Sebelumnya, OJK memperkirakan bahwa potensi fraud dalam asuransi kesehatan mencapai sekitar 5% dari total klaim. Dengan adanya skema pembagian risiko, diharapkan praktik-praktik penyalahgunaan sistem dapat ditekan secara signifikan.
Sebagai informasi tambahan, SEOJK 7 Tahun 2025 juga mewajibkan perusahaan asuransi untuk memberikan informasi yang jelas dan transparan terkait skema co-payment dalam polis asuransi kesehatan yang ditawarkan kepada masyarakat. Hal ini sejalan dengan upaya peningkatan literasi keuangan dan perlindungan konsumen di sektor jasa keuangan.
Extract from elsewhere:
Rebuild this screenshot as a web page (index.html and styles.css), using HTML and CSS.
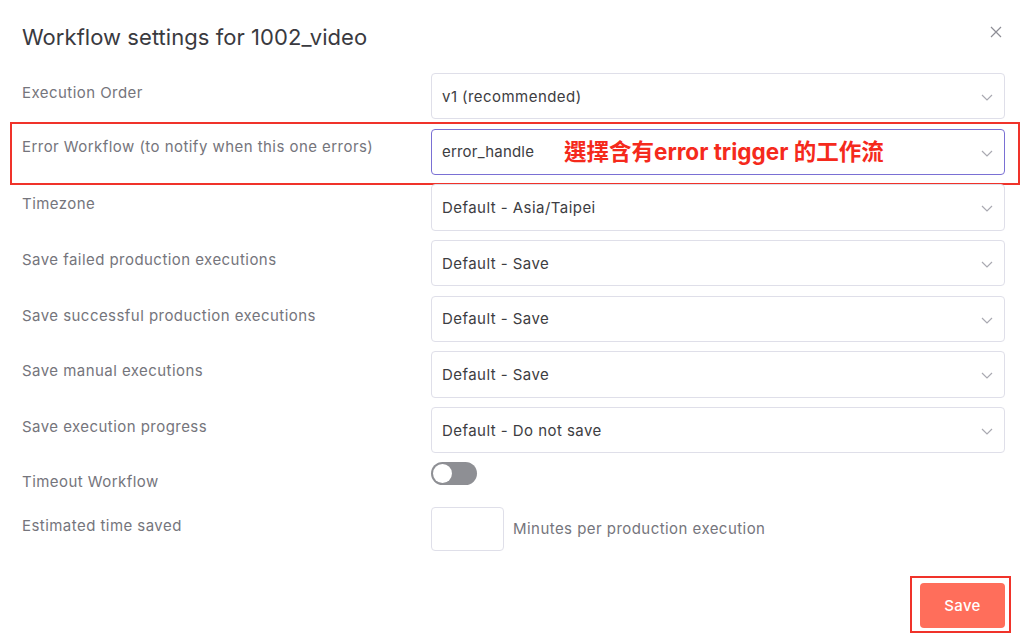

Dengan diberlakukannya SEOJK Nomor 7 Tahun 2025, OJK menegaskan komitmennya untuk memperkuat tata kelola produk asuransi kesehatan di Indonesia. Sementara itu, AAJI dan pelaku industri menilai kebijakan ini sebagai langkah positif dan bukanlah sesuatu yang asing, mengingat skema serupa telah diterapkan sebelumnya di berbagai lini asuransi dan negara lain.
Ke depan, tantangan utama terletak pada edukasi yang menyeluruh kepada masyarakat agar mereka memahami konsep co-payment serta manfaatnya dalam menciptakan sistem asuransi kesehatan yang berkelanjutan dan lebih berkualitas.